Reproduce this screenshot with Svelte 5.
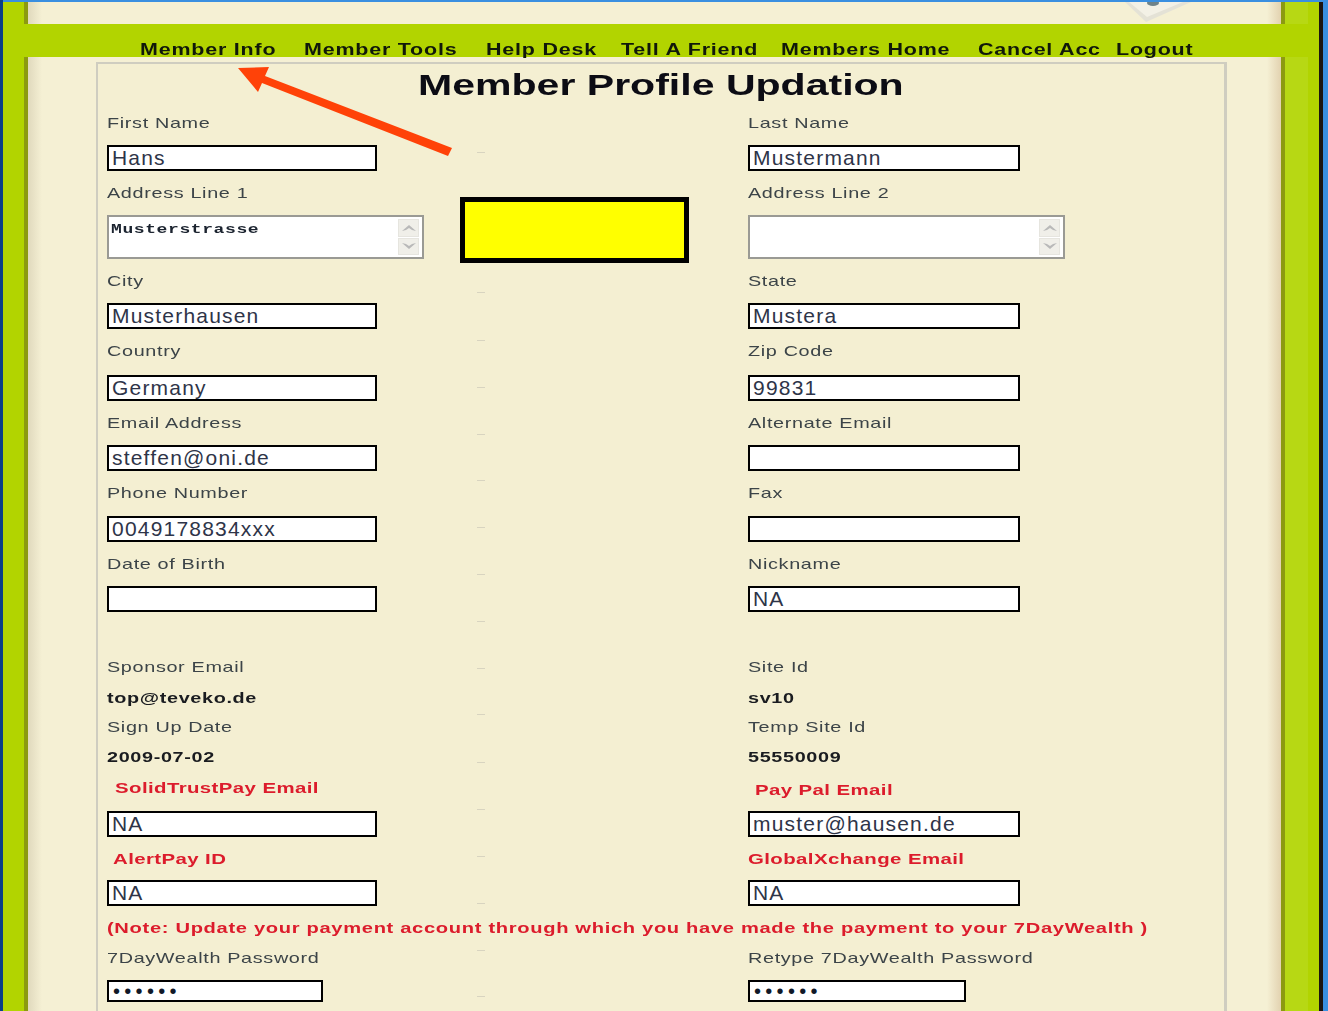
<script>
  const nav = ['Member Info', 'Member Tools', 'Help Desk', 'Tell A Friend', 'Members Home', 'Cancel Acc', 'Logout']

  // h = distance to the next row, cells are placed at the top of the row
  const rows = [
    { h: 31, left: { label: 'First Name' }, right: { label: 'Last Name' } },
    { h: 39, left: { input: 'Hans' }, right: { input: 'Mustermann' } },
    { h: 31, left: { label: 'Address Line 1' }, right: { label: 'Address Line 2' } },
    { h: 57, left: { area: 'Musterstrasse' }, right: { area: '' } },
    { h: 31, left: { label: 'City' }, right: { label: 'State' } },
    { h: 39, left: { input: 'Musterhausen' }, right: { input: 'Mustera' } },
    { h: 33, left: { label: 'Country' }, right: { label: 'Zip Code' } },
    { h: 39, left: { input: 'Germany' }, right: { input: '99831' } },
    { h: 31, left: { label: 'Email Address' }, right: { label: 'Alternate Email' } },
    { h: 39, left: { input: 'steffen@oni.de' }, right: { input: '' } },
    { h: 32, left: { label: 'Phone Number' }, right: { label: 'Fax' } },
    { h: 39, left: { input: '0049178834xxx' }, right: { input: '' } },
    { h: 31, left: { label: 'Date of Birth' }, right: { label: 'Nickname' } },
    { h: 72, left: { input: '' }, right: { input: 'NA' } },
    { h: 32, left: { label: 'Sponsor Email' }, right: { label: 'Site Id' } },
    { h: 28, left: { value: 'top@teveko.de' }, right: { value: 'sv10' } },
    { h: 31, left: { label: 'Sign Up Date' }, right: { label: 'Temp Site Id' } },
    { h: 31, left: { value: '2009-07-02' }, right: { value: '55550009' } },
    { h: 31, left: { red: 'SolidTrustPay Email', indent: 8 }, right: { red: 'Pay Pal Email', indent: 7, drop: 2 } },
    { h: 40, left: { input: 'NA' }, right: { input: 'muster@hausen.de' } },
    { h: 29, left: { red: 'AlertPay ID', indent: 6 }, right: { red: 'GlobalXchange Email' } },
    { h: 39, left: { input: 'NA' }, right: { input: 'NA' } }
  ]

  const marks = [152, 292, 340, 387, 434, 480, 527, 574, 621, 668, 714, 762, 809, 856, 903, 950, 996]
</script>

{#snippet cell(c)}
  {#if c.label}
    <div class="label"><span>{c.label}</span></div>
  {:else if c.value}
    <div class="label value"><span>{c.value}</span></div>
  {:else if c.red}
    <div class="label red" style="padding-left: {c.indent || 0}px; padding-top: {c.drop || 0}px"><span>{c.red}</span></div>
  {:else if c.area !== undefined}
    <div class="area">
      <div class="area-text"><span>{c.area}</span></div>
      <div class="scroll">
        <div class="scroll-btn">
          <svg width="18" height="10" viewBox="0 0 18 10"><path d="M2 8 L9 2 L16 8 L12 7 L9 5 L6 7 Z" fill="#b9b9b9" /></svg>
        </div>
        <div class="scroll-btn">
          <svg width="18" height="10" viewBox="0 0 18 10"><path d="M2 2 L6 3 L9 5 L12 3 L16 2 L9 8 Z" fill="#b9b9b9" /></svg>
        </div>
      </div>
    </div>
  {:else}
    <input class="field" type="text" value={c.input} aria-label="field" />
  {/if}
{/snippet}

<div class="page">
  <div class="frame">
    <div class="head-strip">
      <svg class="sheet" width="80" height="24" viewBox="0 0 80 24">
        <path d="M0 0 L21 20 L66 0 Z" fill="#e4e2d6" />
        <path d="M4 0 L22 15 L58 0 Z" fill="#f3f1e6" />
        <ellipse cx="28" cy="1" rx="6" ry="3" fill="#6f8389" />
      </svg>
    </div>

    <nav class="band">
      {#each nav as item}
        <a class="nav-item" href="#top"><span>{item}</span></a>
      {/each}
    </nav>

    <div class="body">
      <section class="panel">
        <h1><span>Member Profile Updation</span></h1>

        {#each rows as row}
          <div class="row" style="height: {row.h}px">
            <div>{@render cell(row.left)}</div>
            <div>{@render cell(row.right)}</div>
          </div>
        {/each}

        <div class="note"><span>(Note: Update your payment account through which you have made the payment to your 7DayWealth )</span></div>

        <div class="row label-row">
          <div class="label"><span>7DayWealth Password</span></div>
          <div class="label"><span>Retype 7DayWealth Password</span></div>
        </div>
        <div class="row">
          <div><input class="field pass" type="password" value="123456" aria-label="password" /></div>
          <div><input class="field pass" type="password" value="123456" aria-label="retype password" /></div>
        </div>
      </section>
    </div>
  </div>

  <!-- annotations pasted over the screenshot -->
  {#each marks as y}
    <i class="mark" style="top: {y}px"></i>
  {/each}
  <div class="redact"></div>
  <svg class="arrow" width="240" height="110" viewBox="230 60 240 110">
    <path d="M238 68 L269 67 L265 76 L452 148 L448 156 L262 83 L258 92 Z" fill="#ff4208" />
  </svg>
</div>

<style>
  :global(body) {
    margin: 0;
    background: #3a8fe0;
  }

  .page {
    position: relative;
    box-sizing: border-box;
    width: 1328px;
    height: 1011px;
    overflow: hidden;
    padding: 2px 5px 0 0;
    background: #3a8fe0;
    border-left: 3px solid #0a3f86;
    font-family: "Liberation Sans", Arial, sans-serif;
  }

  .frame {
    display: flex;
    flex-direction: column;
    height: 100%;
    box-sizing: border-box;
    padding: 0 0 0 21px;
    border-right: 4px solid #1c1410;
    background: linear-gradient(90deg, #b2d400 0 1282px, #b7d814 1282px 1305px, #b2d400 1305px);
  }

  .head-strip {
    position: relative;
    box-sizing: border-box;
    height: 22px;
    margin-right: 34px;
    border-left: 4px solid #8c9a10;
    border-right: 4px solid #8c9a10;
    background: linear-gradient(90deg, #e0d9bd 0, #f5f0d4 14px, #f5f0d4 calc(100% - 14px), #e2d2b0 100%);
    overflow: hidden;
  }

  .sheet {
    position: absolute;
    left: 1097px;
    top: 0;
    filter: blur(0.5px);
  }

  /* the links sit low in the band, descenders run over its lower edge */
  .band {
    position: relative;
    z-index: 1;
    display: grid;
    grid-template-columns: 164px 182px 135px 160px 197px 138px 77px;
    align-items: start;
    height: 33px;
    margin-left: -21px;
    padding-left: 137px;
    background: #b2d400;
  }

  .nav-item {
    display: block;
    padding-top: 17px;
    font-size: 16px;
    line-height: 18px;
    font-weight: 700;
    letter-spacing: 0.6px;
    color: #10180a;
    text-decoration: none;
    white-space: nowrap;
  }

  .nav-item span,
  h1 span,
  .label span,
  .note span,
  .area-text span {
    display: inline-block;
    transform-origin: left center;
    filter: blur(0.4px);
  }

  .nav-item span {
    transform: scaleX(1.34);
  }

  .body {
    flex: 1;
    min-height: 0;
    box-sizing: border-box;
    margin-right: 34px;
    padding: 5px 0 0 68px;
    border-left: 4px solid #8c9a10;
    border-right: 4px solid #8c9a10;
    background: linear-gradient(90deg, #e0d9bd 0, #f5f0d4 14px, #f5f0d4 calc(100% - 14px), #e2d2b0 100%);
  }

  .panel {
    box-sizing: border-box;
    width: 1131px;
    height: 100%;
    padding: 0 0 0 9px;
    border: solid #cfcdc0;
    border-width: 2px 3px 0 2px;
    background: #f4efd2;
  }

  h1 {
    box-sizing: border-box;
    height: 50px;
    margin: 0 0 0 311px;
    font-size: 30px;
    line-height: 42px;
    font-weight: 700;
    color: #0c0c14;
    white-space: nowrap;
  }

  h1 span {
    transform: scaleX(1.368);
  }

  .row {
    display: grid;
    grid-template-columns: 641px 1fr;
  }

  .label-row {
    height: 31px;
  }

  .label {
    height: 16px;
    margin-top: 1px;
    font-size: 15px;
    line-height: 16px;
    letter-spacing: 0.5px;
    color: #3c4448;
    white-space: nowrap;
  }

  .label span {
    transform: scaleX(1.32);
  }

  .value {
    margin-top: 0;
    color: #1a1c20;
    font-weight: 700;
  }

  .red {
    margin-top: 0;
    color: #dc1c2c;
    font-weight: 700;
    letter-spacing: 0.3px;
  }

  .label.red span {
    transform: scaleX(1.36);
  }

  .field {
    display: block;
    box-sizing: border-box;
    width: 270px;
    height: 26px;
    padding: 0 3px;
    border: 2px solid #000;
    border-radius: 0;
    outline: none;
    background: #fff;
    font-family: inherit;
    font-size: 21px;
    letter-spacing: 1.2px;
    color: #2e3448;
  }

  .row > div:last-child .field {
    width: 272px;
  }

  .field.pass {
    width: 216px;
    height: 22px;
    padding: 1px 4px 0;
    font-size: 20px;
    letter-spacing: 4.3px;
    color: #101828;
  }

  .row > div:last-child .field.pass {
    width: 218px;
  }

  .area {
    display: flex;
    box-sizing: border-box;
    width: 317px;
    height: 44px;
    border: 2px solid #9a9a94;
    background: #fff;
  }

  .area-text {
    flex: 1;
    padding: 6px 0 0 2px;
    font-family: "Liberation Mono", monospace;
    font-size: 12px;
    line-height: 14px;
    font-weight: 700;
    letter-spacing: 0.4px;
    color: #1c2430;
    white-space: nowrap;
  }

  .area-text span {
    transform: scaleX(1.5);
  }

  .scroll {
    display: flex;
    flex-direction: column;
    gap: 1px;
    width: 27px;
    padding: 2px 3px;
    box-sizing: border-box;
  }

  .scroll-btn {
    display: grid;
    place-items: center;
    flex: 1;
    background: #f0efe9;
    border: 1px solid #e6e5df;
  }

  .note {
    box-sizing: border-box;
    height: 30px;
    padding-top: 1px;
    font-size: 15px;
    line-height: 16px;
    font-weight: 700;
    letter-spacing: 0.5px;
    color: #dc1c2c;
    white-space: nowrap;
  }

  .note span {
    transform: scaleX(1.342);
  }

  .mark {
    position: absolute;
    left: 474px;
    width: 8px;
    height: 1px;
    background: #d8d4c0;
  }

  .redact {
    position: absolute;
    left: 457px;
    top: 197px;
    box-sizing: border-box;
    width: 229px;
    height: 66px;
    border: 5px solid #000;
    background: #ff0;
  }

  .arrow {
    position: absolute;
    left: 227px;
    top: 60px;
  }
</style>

....

TO DO:
Repeat only what lies between the start of the data and the end of the line containing "const nav = ['Member", exactly, with pictures left out.

ANSWER FOR THIS EXERCISE:
Reproduce this screenshot with Svelte 5.
<script>
  const nav = ['Member Info', 'Member Tools', 'Help Desk', 'Tell A Friend', 'Members Home', 'Cancel Acc', 'Logout']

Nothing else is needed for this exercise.